Going forward, the Rangers will have to play a complete game. Instead of just showing up in the final 20 minutes, they need to perform in the entire 60. At 2-4-0 on the season, with four points, they sit in 28th place in the NHL and at the bottom of the Metropolitan Division. The only place they can really go from here is up.
To coincide with being outshot and stuck inside their own zone for a majority of the game, the Rangers were also losers at the faceoff dot. Coming into the game, they had the second-highest faceoff win percentage in the NHL at 54.2%. At the end of it, they dropped all the way down to ninth after only winning 33% of the draws against the Canucks. The biggest culprit of that was Zibanejad, who only won 29% of his draws as the first-line center.

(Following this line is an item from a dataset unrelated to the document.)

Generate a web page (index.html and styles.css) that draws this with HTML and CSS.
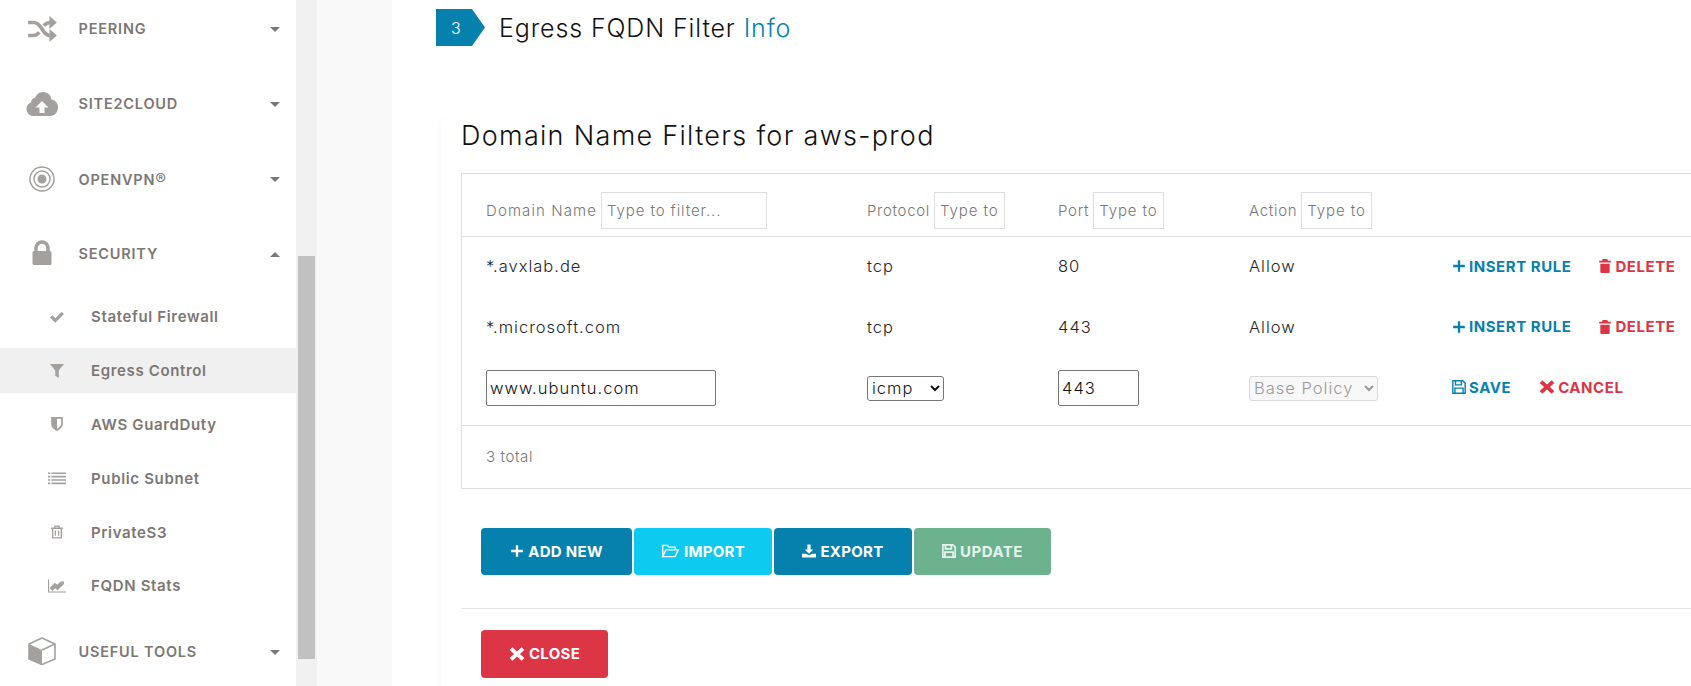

You can expect some more line changes to take place before the Oct. 22 meeting with the Arizona Coyotes. The top-six forwards should remain the same, but the bottom-six forwards will likely shuffle around. Additionally, the defense is a candidate for change as well. Finally, after taking four of the first six games, Lundqvist is likely to sit out the next game and Alexandr Georgiev may get his third start of the season.
I wouldn’t look at this game as being the worst of the season. Going down 3-0 at the end of the first period is a steep hill to climb, but the Rangers showed an incredible amount of heart. With nothing to lose and everything to gain, they put together a solid 20 minutes of hockey to finish the game. It was an extraordinary showing and a complete turnaround.